I’m beginning to notice some small, but significant improvements. For once, I have not watched any porn this morning. Not a peek. Which isn’t something that usually happens these days. And because my computer is still bugged, I haven’t been browsing on it as much either. Instead, I’m browsing on my phone now. Yesterday was the perfect day to set up my smartphone to be “nosurf-ified”, but I fell asleep before I could.
And this is also the second day I am typing this at a library. If there’s any ideal place to use the web in a productive manner, I think going to a library would be the best place to, unless you’re doing something you can’t do at a library or you just can’t go to the library in the first place.
Speaking of computers. I’ve been really questioning how important software is to my “unbrainwashing”, if I’m actively trying to improve my life. I’m not sure what role they should exactly play. It used to be where I would rely on them too much, and without it, I would just be another one of the mindless, trendy kids. Surfing my life away. But now here I am trying to use my willpower here.

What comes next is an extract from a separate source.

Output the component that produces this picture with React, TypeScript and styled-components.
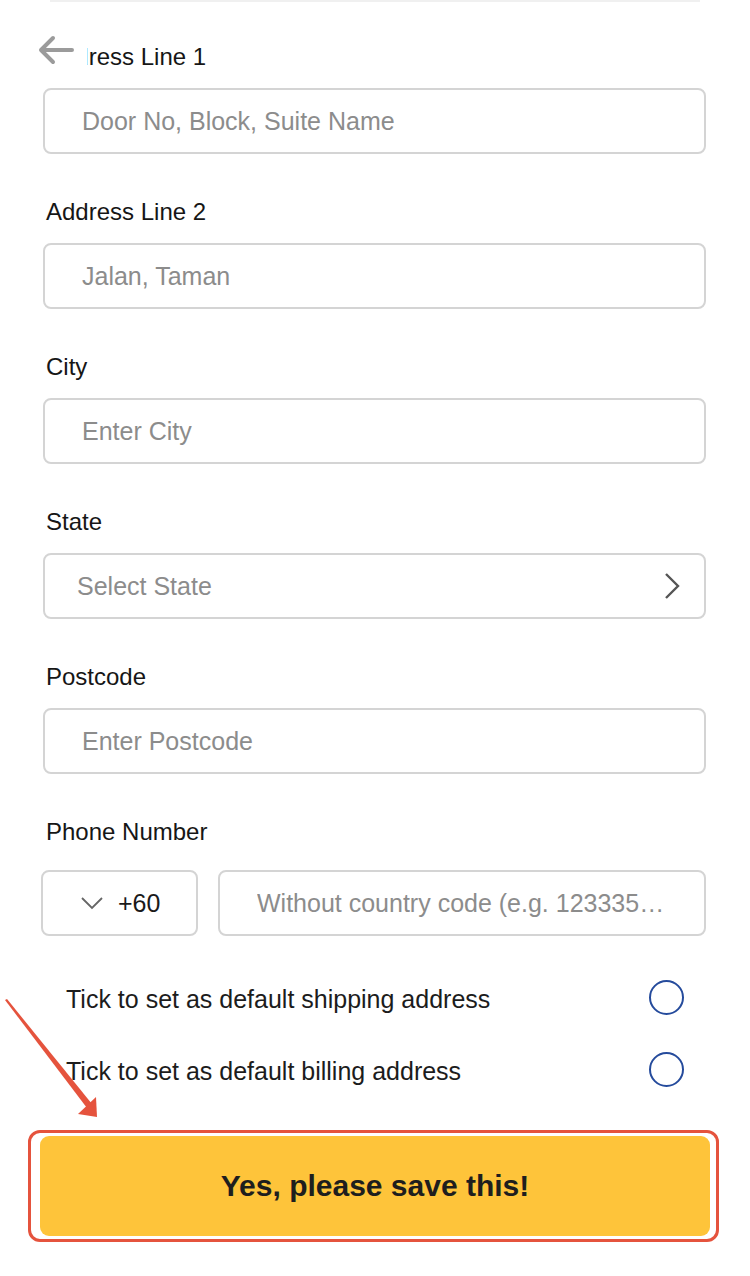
import React from "react";
import styled, { createGlobalStyle } from "styled-components";

const GlobalStyle = createGlobalStyle`
  html, body {
    margin: 0;
    padding: 0;
    background: #ffffff;
  }
  body {
    font-family: "Liberation Sans", Arial, Helvetica, sans-serif;
    color: #1a1a1a;
  }
`;

const Page = styled.div`
  position: relative;
  width: 750px;
  min-height: 1276px;
  background: #ffffff;
  overflow: hidden;
`;

const TopRule = styled.div`
  height: 2px;
  margin: 0 50px;
  background: #f0f0f0;
`;

const BackButton = styled.button`
  position: absolute;
  top: 30px;
  left: 30px;
  width: 57px;
  height: 40px;
  padding: 0 0 0 7px;
  border: none;
  background: #ffffff;
  display: flex;
  align-items: center;
  cursor: pointer;
`;

const Form = styled.form`
  display: flex;
  flex-direction: column;
  padding: 41px 44px 0 43px;
`;

const FieldGroup = styled.div<{ $gap?: number; $after?: number }>`
  display: flex;
  flex-direction: column;
  gap: ${(p) => p.$gap ?? 17}px;
  margin-bottom: ${(p) => p.$after ?? 44}px;
`;

const Label = styled.label`
  padding-left: 3px;
  font-size: 24px;
  line-height: 28px;
  color: #161616;
`;

// input-like box; $width fixes it, $grow lets it take the free row space
const Box = styled.div<{ $width?: number; $grow?: boolean; $pad?: number }>`
  box-sizing: border-box;
  flex: ${(p) => (p.$grow ? "1 1 0" : "none")};
  height: 66px;
  ${(p) => (p.$width ? `width: ${p.$width}px;` : "")}
  display: flex;
  align-items: center;
  padding: 0 22px 0 ${(p) => p.$pad ?? 37}px;
  border: 2.5px solid #d4d4d4;
  border-radius: 8px;
  background: #ffffff;
  min-width: 0;
`;

const Placeholder = styled.span`
  flex: 1;
  font-size: 25px;
  color: #8c8c8c;
  white-space: nowrap;
  overflow: hidden;
`;

const PhoneRow = styled.div`
  display: flex;
  gap: 20px;
  margin-left: -2px;
`;

const CountryCode = styled.span`
  font-size: 25px;
  color: #1a1a1a;
  margin-left: 14px;
`;

const OptionList = styled.div`
  display: flex;
  flex-direction: column;
`;

const OptionRow = styled.div`
  height: 72px;
  display: flex;
  align-items: center;
  justify-content: space-between;
  padding: 0 22px 0 23px;
`;

const OptionText = styled.span`
  font-size: 25px;
  color: #1c1c1c;
`;

const Radio = styled.span`
  box-sizing: border-box;
  width: 35px;
  height: 35px;
  border-radius: 50%;
  border: 2.5px solid #254b9c;
  margin-top: -3px;
`;

const SaveFrame = styled.div`
  margin: 23px 31px 0 28px;
  padding: 3px 6px 3px 9px;
  border: 3px solid #e5533d;
  border-radius: 12px;
`;

const SaveButton = styled.button`
  width: 100%;
  height: 100px;
  border: none;
  border-radius: 9px;
  background: #fec43a;
  font-family: "Liberation Sans", Arial, sans-serif;
  font-weight: 700;
  font-size: 30px;
  color: #1e1e1e;
  cursor: pointer;
`;

const Pointer = styled.svg`
  position: absolute;
  left: 0;
  top: 990px;
`;

const fields = [
  { label: "Address Line 1", placeholder: "Door No, Block, Suite Name" },
  { label: "Address Line 2", placeholder: "Jalan, Taman" },
  { label: "City", placeholder: "Enter City" },
];

const App: React.FC = () => {
  return (
    <Page>
      <GlobalStyle />
      <TopRule />
      <Form onSubmit={(e) => e.preventDefault()}>
        {fields.map((f) => (
          <FieldGroup key={f.label}>
            <Label>{f.label}</Label>
            <Box>
              <Placeholder>{f.placeholder}</Placeholder>
            </Box>
          </FieldGroup>
        ))}
        <FieldGroup>
          <Label>State</Label>
          <Box $pad={32}>
            <Placeholder>Select State</Placeholder>
            <svg width="20" height="28" viewBox="0 0 20 28">
              <polyline
                points="4,2 16,14 4,26"
                fill="none"
                stroke="#555"
                strokeWidth="2.4"
              />
            </svg>
          </Box>
        </FieldGroup>
        <FieldGroup>
          <Label>Postcode</Label>
          <Box>
            <Placeholder>Enter Postcode</Placeholder>
          </Box>
        </FieldGroup>
        <FieldGroup $gap={24} $after={27}>
          <Label>Phone Number</Label>
          <PhoneRow>
            <Box $width={157} $pad={37}>
              <svg width="24" height="14" viewBox="0 0 24 14">
                <polyline
                  points="2,2 12,12 22,2"
                  fill="none"
                  stroke="#666"
                  strokeWidth="1.8"
                />
              </svg>
              <CountryCode>+60</CountryCode>
            </Box>
            <Box $grow>
              <Placeholder>Without country code (e.g. 123335…</Placeholder>
            </Box>
          </PhoneRow>
        </FieldGroup>
        <OptionList>
          <OptionRow>
            <OptionText>Tick to set as default shipping address</OptionText>
            <Radio />
          </OptionRow>
          <OptionRow>
            <OptionText>Tick to set as default billing address</OptionText>
            <Radio />
          </OptionRow>
        </OptionList>
      </Form>
      <SaveFrame>
        <SaveButton type="button">Yes, please save this!</SaveButton>
      </SaveFrame>
      <BackButton type="button" aria-label="Back">
        <svg width="38" height="30" viewBox="0 0 38 30">
          <path
            d="M35 15 H4 M16 3 L4 15 L16 27"
            fill="none"
            stroke="#9b9b9b"
            strokeWidth="4"
            strokeLinecap="round"
            strokeLinejoin="round"
          />
        </svg>
      </BackButton>
      <Pointer width="110" height="135" viewBox="0 0 110 135">
        <polygon points="5,10 7,9 92,114 87,118" fill="#e5533d" />
        <polygon points="97,127 78,124 96,107" fill="#e5533d" />
      </Pointer>
    </Page>
  );
};

export default App;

Lastly, while I was sleeping next to my smartphone, with my room light on, I had a weird dream where I think I was running away from something, not sure what. But I found a box full of supplies, and among one of them was a small, entirely touchscreen smartphone, and the other was a regular sized flip phone. And for some reason though, neither of them worked. But for some reason I felt so much more attached to the flip phone for whatever reason. It was strange, and so real I think I woke up thinking I actually had a flip phone for a second. Dreams are weird, and I’m not sure if it had any meaning to it.